= What you have to do =
Up to and including the line with "const STAR = 'M0", write out the listing from its first line, minus the pictures.

= Source data =

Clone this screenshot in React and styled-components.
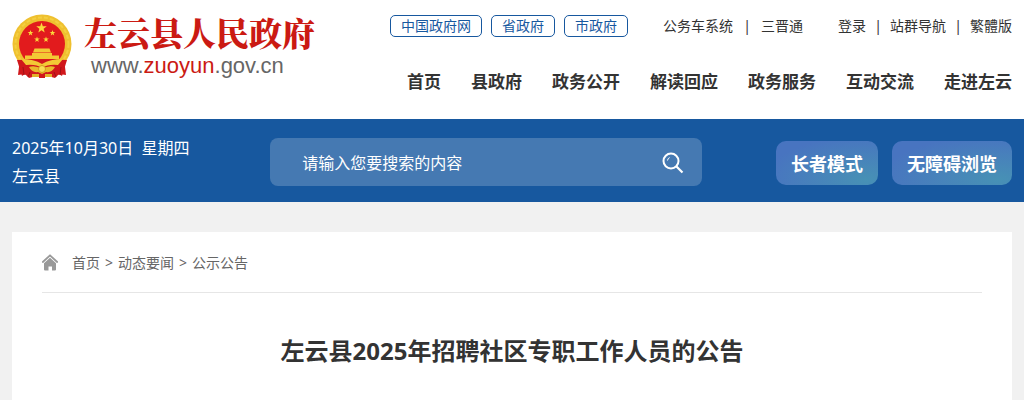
import React from 'react'
import styled, { createGlobalStyle } from 'styled-components'

const portals = ['中国政府网', '省政府', '市政府']
const systems = ['公务车系统', '三晋通']
const account = ['登录', '站群导航', '繁體版']
const menu = ['首页', '县政府', '政务公开', '解读回应', '政务服务', '互动交流', '走进左云']
const crumbs = ['首页', '动态要闻', '公示公告']

const STAR = 'M0 -5 L1.2 -1.6 L4.8 -1.5 L1.9 .6 L2.9 4 L0 2 L-2.9 4 L-1.9 .6 L-4.8 -1.5 L-1.2 -1.6Z'

const Emblem = () => (
  <svg width="60" height="65" viewBox="0 0 60 65" aria-hidden="true">
    <path d="M8 45 L16 51 44 51 52 45 54 61 47 60 43 64 36 62 30 64 24 62 17 64 13 60 6 61Z" fill="#d0171b" />
    <circle cx="30" cy="30" r="29.5" fill="#efc02f" />
    <circle cx="30" cy="30" r="26.5" fill="none" stroke="#f4cf40" strokeWidth="2" strokeDasharray="4 2" />
    <circle cx="30" cy="30" r="23" fill="#e21b1d" />
    <path d={STAR} transform="translate(29.5 14) scale(1.1)" fill="#fbd93b" />
    <path d={STAR} transform="translate(18.5 19) scale(.6)" fill="#fbd93b" />
    <path d={STAR} transform="translate(40.5 19) scale(.6)" fill="#fbd93b" />
    <path d={STAR} transform="translate(25 25.5) scale(.6)" fill="#fbd93b" />
    <path d={STAR} transform="translate(34 25.5) scale(.6)" fill="#fbd93b" />
    <path d="M22.5 34.5h15l1.5 4h-18zM20 39h20v2.5h7v3.5H13v-3.5h7z" fill="#f3c935" />
    <path d="M5 46 Q30 45 55 46 L50 62 Q47 59 44 62 L16 62 Q13 59 10 62Z" fill="#d0171b" />
    <path d="M9 45 Q22 45 30 50 Q38 45 51 45 L46 51 Q36 50 30 54 Q24 50 14 51Z" fill="#f3c935" />
    <path d="M17 53 Q23 51 30 55 Q37 51 43 53 Q40 59 34 58 L30 60 26 58 Q20 59 17 53Z" fill="#e9b92d" />
    <circle cx="30" cy="55" r="3.5" fill="#f9dc58" stroke="#d29c1c" />
    <path d="M11 53l1 8M49 53l-1 8M18 58l-2 5M42 58l2 5" stroke="#a01216" />
    <path d="M20 60h20v3H20z" fill="#e3b129" />
    <path d="M27 60h6v4h-6z" fill="#d0171b" />
  </svg>
)

const SearchIcon = () => (
  <svg width="22" height="22" viewBox="0 0 22 22" fill="none" stroke="#fff" aria-hidden="true">
    <circle cx="9" cy="9" r="7.5" strokeWidth="2" />
    <path d="M5.5 8.5 Q5.8 6.2 7.6 5.6" />
    <path d="M14.5 14.5 L20.5 20.5" strokeWidth="2.2" />
  </svg>
)

const HomeIcon = () => (
  <svg width="16" height="17" viewBox="0 0 16 17" aria-hidden="true">
    <path d="M.8 8 L8 1.3 L15.2 8" fill="none" stroke="#999" strokeWidth="1.8" strokeLinecap="round" strokeLinejoin="round" />
    <path d="M8 3.8 L14 9.2 V15.5 Q14 16.5 13 16.5 H10 V12.6 H6.5 V16.5 H3 Q2 16.5 2 15.5 V9.2Z" fill="#999" />
  </svg>
)

const LinkGroup = ({ items, $gap }) => (
  <Links $gap={$gap}>
    {items.map((item, i) => (
      <React.Fragment key={item}>
        {i > 0 && <span>|</span>}
        <a href="#">{item}</a>
      </React.Fragment>
    ))}
  </Links>
)

const App = () => {
  return (
    <>
      <GlobalStyle />
      <Header>
        <Logo href="#">
          <Emblem />
          <LogoText>
            <SiteName>左云县人民政府</SiteName>
            <Domain>www.<b>zuoyun</b>.gov.cn</Domain>
          </LogoText>
        </Logo>
        <HeaderRight>
          <TopLine>
            <Portals>
              {portals.map(name => <Portal href="#" key={name}>{name}</Portal>)}
            </Portals>
            <LinkGroup items={systems} $gap="10px" />
            <LinkGroup items={account} $gap="8px" />
          </TopLine>
          <Menu>
            {menu.map(name => <a href="#" key={name}>{name}</a>)}
          </Menu>
        </HeaderRight>
      </Header>
      <Banner>
        <Today>
          <p>2025年10月30日&nbsp; 星期四</p>
          <p>左云县</p>
        </Today>
        <Search onSubmit={e => e.preventDefault()}>
          <SearchInput type="text" aria-label="搜索" placeholder="请输入您要搜索的内容" />
          <SearchButton type="submit" aria-label="搜索"><SearchIcon /></SearchButton>
        </Search>
        <Modes>
          <ModeButton type="button">长者模式</ModeButton>
          <ModeButton type="button">无障碍浏览</ModeButton>
        </Modes>
      </Banner>
      <Content>
        <Crumbs>
          <HomeIcon />
          <CrumbList>
            {crumbs.map((name, i) => (
              <React.Fragment key={name}>
                {i > 0 && <span>&gt;</span>}
                <a href="#">{name}</a>
              </React.Fragment>
            ))}
          </CrumbList>
        </Crumbs>
        <Title>左云县2025年招聘社区专职工作人员的公告</Title>
      </Content>
    </>
  )
}

export default App

const GlobalStyle = createGlobalStyle`
  * {
    box-sizing: border-box;
  }
  body {
    margin: 0;
    background: #f1f1f1;
    color: #333;
    font-family: "Noto Sans", "Noto Sans CJK SC", sans-serif;
    font-size: 14px;
  }
  p, h1 {
    margin: 0;
  }
  a {
    color: inherit;
    text-decoration: none;
  }
`

const Header = styled.header`
  display: flex;
  justify-content: space-between;
  min-height: 119px;
  padding: 14px 12px 0;
  background: #fff;
`

const Logo = styled.a`
  display: flex;
  align-items: flex-start;
  gap: 12px;
`

const LogoText = styled.span`
  display: flex;
  flex-direction: column;
`

const SiteName = styled.span`
  color: #cb1a13;
  font-family: "Noto Serif CJK SC", "Noto Sans CJK SC", serif;
  font-size: 33px;
  font-weight: 900;
  line-height: 36px;
  white-space: nowrap;
`

const Domain = styled.span`
  padding-left: 7px;
  color: #666;
  font-family: "Liberation Sans", sans-serif;
  font-size: 22px;
  line-height: 32px;

  b {
    color: #cb1a13;
    font-weight: 400;
  }
`

const HeaderRight = styled.div`
  display: flex;
  flex-direction: column;
  align-items: flex-end;
  gap: 32px;
  white-space: nowrap;
`

const TopLine = styled.div`
  display: flex;
  align-items: center;
  gap: 35px;
  line-height: 24px;
`

const Portals = styled.div`
  display: flex;
  gap: 9px;
`

const Portal = styled.a`
  padding: 0 10px;
  border: 1px solid #17589f;
  border-radius: 5px;
  color: #17589f;
  line-height: 20px;
`

const Links = styled.div`
  display: flex;
  gap: ${props => props.$gap};

  span {
    width: 8px;
    text-align: center;
  }
`

const Menu = styled.nav`
  display: flex;
  gap: 30px;
  font-size: 17px;
  font-weight: 700;
  line-height: 24px;
`

const Banner = styled.section`
  display: grid;
  grid-template-columns: 5fr 432px 6fr;
  align-items: center;
  padding: 15px 12px 12px;
  background: #17589f;
  color: #fff;
`

const Today = styled.div`
  font-size: 16px;
  line-height: 28px;
`

const Search = styled.form`
  display: flex;
  align-items: center;
  height: 48px;
  padding: 2px 14px 0 32px;
  border-radius: 8px;
  background: rgba(255, 255, 255, 0.2);
`

const SearchInput = styled.input`
  flex: 1;
  min-width: 0;
  padding: 0;
  border: none;
  outline: none;
  background: none;
  color: #fff;
  font: inherit;
  font-size: 16px;

  &::placeholder {
    color: #fff;
    opacity: 1;
  }
`

const SearchButton = styled.button`
  display: flex;
  padding: 4px;
  border: none;
  background: none;
`

const Modes = styled.div`
  display: flex;
  justify-content: flex-end;
  gap: 14px;
  padding-top: 2px;
`

const ModeButton = styled.button`
  height: 44px;
  padding: 0 15px;
  border: none;
  border-radius: 10px;
  background: radial-gradient(ellipse at 88% 88%, #4791b5, #4874c0 80%);
  color: #fff;
  font: inherit;
  font-size: 18px;
  font-weight: 700;
  white-space: nowrap;
`

const Content = styled.main`
  margin: 30px 12px 0;
  padding: 0 30px 32px;
  background: #fff;
`

const Crumbs = styled.nav`
  display: flex;
  align-items: center;
  gap: 14px;
  height: 61px;
  border-bottom: 1px solid #e6e6e6;
  color: #666;
`

const CrumbList = styled.div`
  display: flex;
  align-items: baseline;
  gap: 5px;
`

const Title = styled.h1`
  padding-top: 39px;
  font-size: 24px;
  line-height: 37px;
  text-align: center;
`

= Response below =
Clone this screenshot in React and styled-components.
import React from 'react'
import styled, { createGlobalStyle } from 'styled-components'

const portals = ['中国政府网', '省政府', '市政府']
const systems = ['公务车系统', '三晋通']
const account = ['登录', '站群导航', '繁體版']
const menu = ['首页', '县政府', '政务公开', '解读回应', '政务服务', '互动交流', '走进左云']
const crumbs = ['首页', '动态要闻', '公示公告']

const STAR = 'M0 -5 L1.2 -1.6 L4.8 -1.5 L1.9 .6 L2.9 4 L0 2 L-2.9 4 L-1.9 .6 L-4.8 -1.5 L-1.2 -1.6Z'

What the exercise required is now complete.